Mini-Story: A Practical Example
Mike changed jobs and needed a car fast. His score was under 600, and cash was tight. He ignored a flashy zero-down offer — it had a sky-high money factor. Instead, he chose a lower-trim model, found a cosigner, and made a modest down payment. The monthly payment fits his budget. A few months of on-time payments let him refinance into a cheaper deal. The plan got him driving while he rebuilt his credit.
How to Protect Yourself During the Lease
Insist on a detailed lease worksheet and review every line before signing. Ask the dealer to explain the money factor, residual value, acquisition fee, and any refundable deposits. Get promises in writing. Compare total cost across offers and refuse add-ons you don’t need.
If you’re unsure, walk away. Sleep on it. Ask a trusted friend to look the numbers over.
FAQ’s
Q1: Can I Lease a Car With Bad Credit and No Money Down?

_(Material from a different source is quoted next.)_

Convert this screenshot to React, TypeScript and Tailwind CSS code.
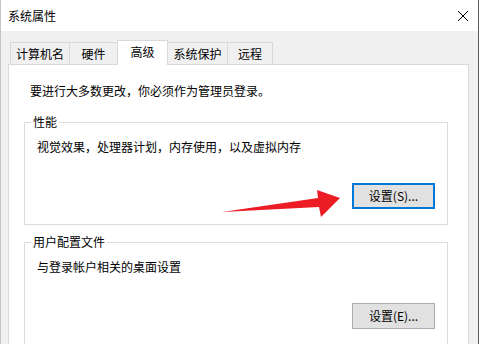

Uncommon. Zero-down deals usually need strong credit. With weak credit, expect upfront costs unless you have a cosigner or take over an existing lease.
Q2: Can Negative Equity Be Rolled Into a Lease?
Often, yes — but it raises monthly payments and overall cost. Compare that total to buying a cheaper used car first.
Q3: Are Leases Taxed Differently in Texas?
Texas has specific rules. Ask how sales tax and registration fees are handled on your paperwork before you sign.
Q4: Should I Get GAP Insurance if I Lease With Bad Credit?
Usually, yes — especially if you owe more than the car’s value or put little down.
Q5: What Single Step Helps Approval the Most?
Showing steady income and bringing a cosigner. Those often reduce perceived risk faster than other fixes.
Conclusion
Leasing with bad credit is possible — but expect trade-offs: higher costs, fewer options, and more paperwork. Do your homework. Save a larger down payment, bring a cosigner if possible, document steady income, and compare multiple offers. Look at the total cost, not just the monthly fee, and protect yourself with GAP insurance if needed. With careful planning, you can get a safe short-term solution while you rebuild your credit.